▶ **Exercise goal**: Please write the listing below out again exactly, leaving every picture behind.

▶ **Data section**:

--- Begin ---

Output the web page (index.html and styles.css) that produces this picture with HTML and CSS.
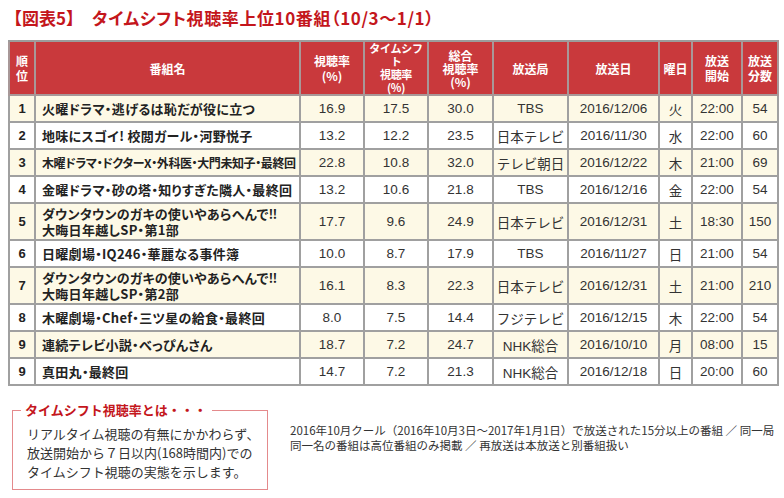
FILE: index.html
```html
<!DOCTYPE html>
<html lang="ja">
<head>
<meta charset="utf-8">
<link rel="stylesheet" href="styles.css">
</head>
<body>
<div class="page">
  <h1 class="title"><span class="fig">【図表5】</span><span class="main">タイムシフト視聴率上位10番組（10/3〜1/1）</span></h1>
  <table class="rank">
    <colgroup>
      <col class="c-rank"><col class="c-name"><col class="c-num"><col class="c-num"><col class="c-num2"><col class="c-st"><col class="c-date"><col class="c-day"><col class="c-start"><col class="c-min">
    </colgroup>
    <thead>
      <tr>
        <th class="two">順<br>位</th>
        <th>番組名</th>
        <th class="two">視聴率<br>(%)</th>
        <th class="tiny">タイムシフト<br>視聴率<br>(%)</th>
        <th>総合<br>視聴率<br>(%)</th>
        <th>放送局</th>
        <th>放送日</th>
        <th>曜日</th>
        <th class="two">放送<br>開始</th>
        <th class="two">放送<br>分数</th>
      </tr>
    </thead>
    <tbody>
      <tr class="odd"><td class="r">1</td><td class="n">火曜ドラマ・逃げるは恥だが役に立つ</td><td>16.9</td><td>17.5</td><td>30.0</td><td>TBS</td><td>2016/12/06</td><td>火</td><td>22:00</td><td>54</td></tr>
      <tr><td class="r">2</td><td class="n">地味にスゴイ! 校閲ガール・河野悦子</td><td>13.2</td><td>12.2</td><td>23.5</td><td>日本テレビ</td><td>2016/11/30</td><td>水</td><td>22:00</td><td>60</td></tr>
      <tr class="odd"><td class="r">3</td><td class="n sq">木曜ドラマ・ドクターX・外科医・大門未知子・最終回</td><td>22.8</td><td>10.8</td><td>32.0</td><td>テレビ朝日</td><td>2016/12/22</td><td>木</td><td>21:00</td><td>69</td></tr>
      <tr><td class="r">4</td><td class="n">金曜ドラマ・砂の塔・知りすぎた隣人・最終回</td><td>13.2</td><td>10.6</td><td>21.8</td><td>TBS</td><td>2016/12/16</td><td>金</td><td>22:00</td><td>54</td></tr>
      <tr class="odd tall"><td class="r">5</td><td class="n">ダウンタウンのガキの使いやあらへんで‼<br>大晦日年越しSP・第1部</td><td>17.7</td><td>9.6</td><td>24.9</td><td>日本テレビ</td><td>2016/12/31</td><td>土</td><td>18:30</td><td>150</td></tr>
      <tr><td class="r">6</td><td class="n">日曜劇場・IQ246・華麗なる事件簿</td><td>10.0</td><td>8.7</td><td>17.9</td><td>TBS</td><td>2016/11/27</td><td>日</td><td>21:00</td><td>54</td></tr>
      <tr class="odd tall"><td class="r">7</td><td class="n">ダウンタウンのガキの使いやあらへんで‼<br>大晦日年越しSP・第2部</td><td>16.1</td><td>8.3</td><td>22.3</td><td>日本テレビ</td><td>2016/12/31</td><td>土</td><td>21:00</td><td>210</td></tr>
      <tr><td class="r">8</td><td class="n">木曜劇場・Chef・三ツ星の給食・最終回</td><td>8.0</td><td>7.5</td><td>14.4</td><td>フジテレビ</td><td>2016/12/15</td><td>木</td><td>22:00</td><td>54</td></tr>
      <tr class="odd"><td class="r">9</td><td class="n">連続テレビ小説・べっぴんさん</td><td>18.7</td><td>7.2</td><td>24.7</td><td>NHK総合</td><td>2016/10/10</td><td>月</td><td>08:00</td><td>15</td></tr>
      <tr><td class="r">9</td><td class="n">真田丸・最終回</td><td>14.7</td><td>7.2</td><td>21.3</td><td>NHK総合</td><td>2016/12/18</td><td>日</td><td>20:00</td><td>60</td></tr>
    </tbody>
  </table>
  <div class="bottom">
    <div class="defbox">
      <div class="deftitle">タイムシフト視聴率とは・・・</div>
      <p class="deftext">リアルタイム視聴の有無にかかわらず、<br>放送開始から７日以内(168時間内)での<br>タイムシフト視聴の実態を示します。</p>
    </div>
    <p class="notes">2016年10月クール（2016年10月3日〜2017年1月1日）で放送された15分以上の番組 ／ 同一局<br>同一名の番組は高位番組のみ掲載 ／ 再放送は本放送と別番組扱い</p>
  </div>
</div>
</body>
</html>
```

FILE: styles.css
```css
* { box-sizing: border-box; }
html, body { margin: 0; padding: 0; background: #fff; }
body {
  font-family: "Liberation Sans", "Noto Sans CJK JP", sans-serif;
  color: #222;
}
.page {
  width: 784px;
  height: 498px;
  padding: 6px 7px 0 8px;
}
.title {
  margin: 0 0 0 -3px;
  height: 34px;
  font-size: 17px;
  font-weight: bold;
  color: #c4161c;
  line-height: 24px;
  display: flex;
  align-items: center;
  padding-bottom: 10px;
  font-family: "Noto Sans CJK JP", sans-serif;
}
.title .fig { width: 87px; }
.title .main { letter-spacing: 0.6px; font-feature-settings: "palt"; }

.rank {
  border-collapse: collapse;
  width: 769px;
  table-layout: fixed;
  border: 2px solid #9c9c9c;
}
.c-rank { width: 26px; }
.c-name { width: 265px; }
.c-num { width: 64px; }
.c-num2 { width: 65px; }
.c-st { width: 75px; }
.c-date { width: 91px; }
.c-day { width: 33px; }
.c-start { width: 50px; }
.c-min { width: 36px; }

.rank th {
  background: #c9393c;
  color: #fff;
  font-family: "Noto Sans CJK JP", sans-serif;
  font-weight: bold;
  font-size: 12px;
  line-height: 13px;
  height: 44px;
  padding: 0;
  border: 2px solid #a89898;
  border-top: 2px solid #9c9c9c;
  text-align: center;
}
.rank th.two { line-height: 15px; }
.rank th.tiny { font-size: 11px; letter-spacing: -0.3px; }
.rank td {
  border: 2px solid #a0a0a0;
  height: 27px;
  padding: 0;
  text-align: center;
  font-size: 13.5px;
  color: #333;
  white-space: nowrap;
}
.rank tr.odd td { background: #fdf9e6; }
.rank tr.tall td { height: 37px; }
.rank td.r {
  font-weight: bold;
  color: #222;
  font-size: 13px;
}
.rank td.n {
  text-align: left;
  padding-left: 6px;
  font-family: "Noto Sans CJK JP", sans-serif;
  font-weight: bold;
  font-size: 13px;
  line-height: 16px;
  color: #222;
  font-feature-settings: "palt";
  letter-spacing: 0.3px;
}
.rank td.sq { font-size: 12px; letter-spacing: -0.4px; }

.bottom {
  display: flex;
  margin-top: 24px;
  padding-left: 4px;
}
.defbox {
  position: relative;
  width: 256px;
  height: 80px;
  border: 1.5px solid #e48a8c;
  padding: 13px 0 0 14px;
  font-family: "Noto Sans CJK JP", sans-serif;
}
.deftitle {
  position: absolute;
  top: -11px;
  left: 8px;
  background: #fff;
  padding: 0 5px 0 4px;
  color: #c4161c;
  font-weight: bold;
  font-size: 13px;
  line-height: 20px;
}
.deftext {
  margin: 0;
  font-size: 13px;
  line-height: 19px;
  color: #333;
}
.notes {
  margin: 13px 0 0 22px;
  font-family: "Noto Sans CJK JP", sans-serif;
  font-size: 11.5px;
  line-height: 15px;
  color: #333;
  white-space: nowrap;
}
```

--- End ---

▶ **Output**:
Output the web page (index.html and styles.css) that produces this picture with HTML and CSS.
FILE: index.html
```html
<!DOCTYPE html>
<html lang="ja">
<head>
<meta charset="utf-8">
<link rel="stylesheet" href="styles.css">
</head>
<body>
<div class="page">
  <h1 class="title"><span class="fig">【図表5】</span><span class="main">タイムシフト視聴率上位10番組（10/3〜1/1）</span></h1>
  <table class="rank">
    <colgroup>
      <col class="c-rank"><col class="c-name"><col class="c-num"><col class="c-num"><col class="c-num2"><col class="c-st"><col class="c-date"><col class="c-day"><col class="c-start"><col class="c-min">
    </colgroup>
    <thead>
      <tr>
        <th class="two">順<br>位</th>
        <th>番組名</th>
        <th class="two">視聴率<br>(%)</th>
        <th class="tiny">タイムシフト<br>視聴率<br>(%)</th>
        <th>総合<br>視聴率<br>(%)</th>
        <th>放送局</th>
        <th>放送日</th>
        <th>曜日</th>
        <th class="two">放送<br>開始</th>
        <th class="two">放送<br>分数</th>
      </tr>
    </thead>
    <tbody>
      <tr class="odd"><td class="r">1</td><td class="n">火曜ドラマ・逃げるは恥だが役に立つ</td><td>16.9</td><td>17.5</td><td>30.0</td><td>TBS</td><td>2016/12/06</td><td>火</td><td>22:00</td><td>54</td></tr>
      <tr><td class="r">2</td><td class="n">地味にスゴイ! 校閲ガール・河野悦子</td><td>13.2</td><td>12.2</td><td>23.5</td><td>日本テレビ</td><td>2016/11/30</td><td>水</td><td>22:00</td><td>60</td></tr>
      <tr class="odd"><td class="r">3</td><td class="n sq">木曜ドラマ・ドクターX・外科医・大門未知子・最終回</td><td>22.8</td><td>10.8</td><td>32.0</td><td>テレビ朝日</td><td>2016/12/22</td><td>木</td><td>21:00</td><td>69</td></tr>
      <tr><td class="r">4</td><td class="n">金曜ドラマ・砂の塔・知りすぎた隣人・最終回</td><td>13.2</td><td>10.6</td><td>21.8</td><td>TBS</td><td>2016/12/16</td><td>金</td><td>22:00</td><td>54</td></tr>
      <tr class="odd tall"><td class="r">5</td><td class="n">ダウンタウンのガキの使いやあらへんで‼<br>大晦日年越しSP・第1部</td><td>17.7</td><td>9.6</td><td>24.9</td><td>日本テレビ</td><td>2016/12/31</td><td>土</td><td>18:30</td><td>150</td></tr>
      <tr><td class="r">6</td><td class="n">日曜劇場・IQ246・華麗なる事件簿</td><td>10.0</td><td>8.7</td><td>17.9</td><td>TBS</td><td>2016/11/27</td><td>日</td><td>21:00</td><td>54</td></tr>
      <tr class="odd tall"><td class="r">7</td><td class="n">ダウンタウンのガキの使いやあらへんで‼<br>大晦日年越しSP・第2部</td><td>16.1</td><td>8.3</td><td>22.3</td><td>日本テレビ</td><td>2016/12/31</td><td>土</td><td>21:00</td><td>210</td></tr>
      <tr><td class="r">8</td><td class="n">木曜劇場・Chef・三ツ星の給食・最終回</td><td>8.0</td><td>7.5</td><td>14.4</td><td>フジテレビ</td><td>2016/12/15</td><td>木</td><td>22:00</td><td>54</td></tr>
      <tr class="odd"><td class="r">9</td><td class="n">連続テレビ小説・べっぴんさん</td><td>18.7</td><td>7.2</td><td>24.7</td><td>NHK総合</td><td>2016/10/10</td><td>月</td><td>08:00</td><td>15</td></tr>
      <tr><td class="r">9</td><td class="n">真田丸・最終回</td><td>14.7</td><td>7.2</td><td>21.3</td><td>NHK総合</td><td>2016/12/18</td><td>日</td><td>20:00</td><td>60</td></tr>
    </tbody>
  </table>
  <div class="bottom">
    <div class="defbox">
      <div class="deftitle">タイムシフト視聴率とは・・・</div>
      <p class="deftext">リアルタイム視聴の有無にかかわらず、<br>放送開始から７日以内(168時間内)での<br>タイムシフト視聴の実態を示します。</p>
    </div>
    <p class="notes">2016年10月クール（2016年10月3日〜2017年1月1日）で放送された15分以上の番組 ／ 同一局<br>同一名の番組は高位番組のみ掲載 ／ 再放送は本放送と別番組扱い</p>
  </div>
</div>
</body>
</html>
```

FILE: styles.css
```css
* { box-sizing: border-box; }
html, body { margin: 0; padding: 0; background: #fff; }
body {
  font-family: "Liberation Sans", "Noto Sans CJK JP", sans-serif;
  color: #222;
}
.page {
  width: 784px;
  height: 498px;
  padding: 6px 7px 0 8px;
}
.title {
  margin: 0 0 0 -3px;
  height: 34px;
  font-size: 17px;
  font-weight: bold;
  color: #c4161c;
  line-height: 24px;
  display: flex;
  align-items: center;
  padding-bottom: 10px;
  font-family: "Noto Sans CJK JP", sans-serif;
}
.title .fig { width: 87px; }
.title .main { letter-spacing: 0.6px; font-feature-settings: "palt"; }

.rank {
  border-collapse: collapse;
  width: 769px;
  table-layout: fixed;
  border: 2px solid #9c9c9c;
}
.c-rank { width: 26px; }
.c-name { width: 265px; }
.c-num { width: 64px; }
.c-num2 { width: 65px; }
.c-st { width: 75px; }
.c-date { width: 91px; }
.c-day { width: 33px; }
.c-start { width: 50px; }
.c-min { width: 36px; }

.rank th {
  background: #c9393c;
  color: #fff;
  font-family: "Noto Sans CJK JP", sans-serif;
  font-weight: bold;
  font-size: 12px;
  line-height: 13px;
  height: 44px;
  padding: 0;
  border: 2px solid #a89898;
  border-top: 2px solid #9c9c9c;
  text-align: center;
}
.rank th.two { line-height: 15px; }
.rank th.tiny { font-size: 11px; letter-spacing: -0.3px; }
.rank td {
  border: 2px solid #a0a0a0;
  height: 27px;
  padding: 0;
  text-align: center;
  font-size: 13.5px;
  color: #333;
  white-space: nowrap;
}
.rank tr.odd td { background: #fdf9e6; }
.rank tr.tall td { height: 37px; }
.rank td.r {
  font-weight: bold;
  color: #222;
  font-size: 13px;
}
.rank td.n {
  text-align: left;
  padding-left: 6px;
  font-family: "Noto Sans CJK JP", sans-serif;
  font-weight: bold;
  font-size: 13px;
  line-height: 16px;
  color: #222;
  font-feature-settings: "palt";
  letter-spacing: 0.3px;
}
.rank td.sq { font-size: 12px; letter-spacing: -0.4px; }

.bottom {
  display: flex;
  margin-top: 24px;
  padding-left: 4px;
}
.defbox {
  position: relative;
  width: 256px;
  height: 80px;
  border: 1.5px solid #e48a8c;
  padding: 13px 0 0 14px;
  font-family: "Noto Sans CJK JP", sans-serif;
}
.deftitle {
  position: absolute;
  top: -11px;
  left: 8px;
  background: #fff;
  padding: 0 5px 0 4px;
  color: #c4161c;
  font-weight: bold;
  font-size: 13px;
  line-height: 20px;
}
.deftext {
  margin: 0;
  font-size: 13px;
  line-height: 19px;
  color: #333;
}
.notes {
  margin: 13px 0 0 22px;
  font-family: "Noto Sans CJK JP", sans-serif;
  font-size: 11.5px;
  line-height: 15px;
  color: #333;
  white-space: nowrap;
}
```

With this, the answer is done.